Repeat the listing below in full, exactly as it stands.

------ Information shown ------

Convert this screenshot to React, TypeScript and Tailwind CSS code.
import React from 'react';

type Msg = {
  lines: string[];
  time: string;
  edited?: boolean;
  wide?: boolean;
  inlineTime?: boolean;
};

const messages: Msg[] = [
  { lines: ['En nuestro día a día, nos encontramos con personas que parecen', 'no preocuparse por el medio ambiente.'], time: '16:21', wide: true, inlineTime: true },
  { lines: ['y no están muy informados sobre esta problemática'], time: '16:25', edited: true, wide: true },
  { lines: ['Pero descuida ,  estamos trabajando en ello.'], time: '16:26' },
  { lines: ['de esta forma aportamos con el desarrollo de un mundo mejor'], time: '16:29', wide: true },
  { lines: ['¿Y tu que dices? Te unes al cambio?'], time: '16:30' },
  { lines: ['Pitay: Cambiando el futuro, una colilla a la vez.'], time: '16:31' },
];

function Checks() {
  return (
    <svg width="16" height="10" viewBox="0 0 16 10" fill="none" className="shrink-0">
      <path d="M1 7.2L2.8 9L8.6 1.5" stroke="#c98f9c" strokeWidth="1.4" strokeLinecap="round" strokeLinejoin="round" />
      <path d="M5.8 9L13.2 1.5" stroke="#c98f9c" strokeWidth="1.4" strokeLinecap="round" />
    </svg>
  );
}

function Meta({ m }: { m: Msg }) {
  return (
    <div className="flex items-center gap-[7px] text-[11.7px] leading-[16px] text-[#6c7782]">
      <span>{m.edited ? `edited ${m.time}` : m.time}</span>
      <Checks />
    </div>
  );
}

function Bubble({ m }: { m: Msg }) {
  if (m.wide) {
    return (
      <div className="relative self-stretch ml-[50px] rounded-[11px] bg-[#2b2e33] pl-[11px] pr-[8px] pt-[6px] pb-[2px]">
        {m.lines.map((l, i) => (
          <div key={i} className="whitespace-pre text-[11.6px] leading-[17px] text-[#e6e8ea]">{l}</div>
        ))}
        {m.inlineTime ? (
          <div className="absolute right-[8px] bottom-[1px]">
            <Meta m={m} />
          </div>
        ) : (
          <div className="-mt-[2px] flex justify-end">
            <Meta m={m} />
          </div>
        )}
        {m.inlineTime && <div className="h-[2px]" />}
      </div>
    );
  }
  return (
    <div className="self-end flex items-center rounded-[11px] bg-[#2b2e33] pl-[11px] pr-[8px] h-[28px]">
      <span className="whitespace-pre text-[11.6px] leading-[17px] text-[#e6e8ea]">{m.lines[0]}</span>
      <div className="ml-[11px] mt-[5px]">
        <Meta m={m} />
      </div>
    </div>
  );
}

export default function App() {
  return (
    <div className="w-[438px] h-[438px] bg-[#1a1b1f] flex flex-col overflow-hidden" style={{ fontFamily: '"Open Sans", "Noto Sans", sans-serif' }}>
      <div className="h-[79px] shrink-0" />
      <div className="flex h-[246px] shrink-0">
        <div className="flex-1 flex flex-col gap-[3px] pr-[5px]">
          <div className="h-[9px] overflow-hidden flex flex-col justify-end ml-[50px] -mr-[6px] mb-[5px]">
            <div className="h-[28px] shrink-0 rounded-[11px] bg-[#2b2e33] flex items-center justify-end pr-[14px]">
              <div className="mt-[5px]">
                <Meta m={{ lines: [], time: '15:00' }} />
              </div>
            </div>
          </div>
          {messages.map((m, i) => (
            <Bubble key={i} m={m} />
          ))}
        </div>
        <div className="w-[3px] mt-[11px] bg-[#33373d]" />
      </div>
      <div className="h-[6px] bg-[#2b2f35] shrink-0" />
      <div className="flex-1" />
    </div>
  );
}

------

• _Answer in full_:
Convert this screenshot to React, TypeScript and Tailwind CSS code.
import React from 'react';

type Msg = {
  lines: string[];
  time: string;
  edited?: boolean;
  wide?: boolean;
  inlineTime?: boolean;
};

const messages: Msg[] = [
  { lines: ['En nuestro día a día, nos encontramos con personas que parecen', 'no preocuparse por el medio ambiente.'], time: '16:21', wide: true, inlineTime: true },
  { lines: ['y no están muy informados sobre esta problemática'], time: '16:25', edited: true, wide: true },
  { lines: ['Pero descuida ,  estamos trabajando en ello.'], time: '16:26' },
  { lines: ['de esta forma aportamos con el desarrollo de un mundo mejor'], time: '16:29', wide: true },
  { lines: ['¿Y tu que dices? Te unes al cambio?'], time: '16:30' },
  { lines: ['Pitay: Cambiando el futuro, una colilla a la vez.'], time: '16:31' },
];

function Checks() {
  return (
    <svg width="16" height="10" viewBox="0 0 16 10" fill="none" className="shrink-0">
      <path d="M1 7.2L2.8 9L8.6 1.5" stroke="#c98f9c" strokeWidth="1.4" strokeLinecap="round" strokeLinejoin="round" />
      <path d="M5.8 9L13.2 1.5" stroke="#c98f9c" strokeWidth="1.4" strokeLinecap="round" />
    </svg>
  );
}

function Meta({ m }: { m: Msg }) {
  return (
    <div className="flex items-center gap-[7px] text-[11.7px] leading-[16px] text-[#6c7782]">
      <span>{m.edited ? `edited ${m.time}` : m.time}</span>
      <Checks />
    </div>
  );
}

function Bubble({ m }: { m: Msg }) {
  if (m.wide) {
    return (
      <div className="relative self-stretch ml-[50px] rounded-[11px] bg-[#2b2e33] pl-[11px] pr-[8px] pt-[6px] pb-[2px]">
        {m.lines.map((l, i) => (
          <div key={i} className="whitespace-pre text-[11.6px] leading-[17px] text-[#e6e8ea]">{l}</div>
        ))}
        {m.inlineTime ? (
          <div className="absolute right-[8px] bottom-[1px]">
            <Meta m={m} />
          </div>
        ) : (
          <div className="-mt-[2px] flex justify-end">
            <Meta m={m} />
          </div>
        )}
        {m.inlineTime && <div className="h-[2px]" />}
      </div>
    );
  }
  return (
    <div className="self-end flex items-center rounded-[11px] bg-[#2b2e33] pl-[11px] pr-[8px] h-[28px]">
      <span className="whitespace-pre text-[11.6px] leading-[17px] text-[#e6e8ea]">{m.lines[0]}</span>
      <div className="ml-[11px] mt-[5px]">
        <Meta m={m} />
      </div>
    </div>
  );
}

export default function App() {
  return (
    <div className="w-[438px] h-[438px] bg-[#1a1b1f] flex flex-col overflow-hidden" style={{ fontFamily: '"Open Sans", "Noto Sans", sans-serif' }}>
      <div className="h-[79px] shrink-0" />
      <div className="flex h-[246px] shrink-0">
        <div className="flex-1 flex flex-col gap-[3px] pr-[5px]">
          <div className="h-[9px] overflow-hidden flex flex-col justify-end ml-[50px] -mr-[6px] mb-[5px]">
            <div className="h-[28px] shrink-0 rounded-[11px] bg-[#2b2e33] flex items-center justify-end pr-[14px]">
              <div className="mt-[5px]">
                <Meta m={{ lines: [], time: '15:00' }} />
              </div>
            </div>
          </div>
          {messages.map((m, i) => (
            <Bubble key={i} m={m} />
          ))}
        </div>
        <div className="w-[3px] mt-[11px] bg-[#33373d]" />
      </div>
      <div className="h-[6px] bg-[#2b2f35] shrink-0" />
      <div className="flex-1" />
    </div>
  );
}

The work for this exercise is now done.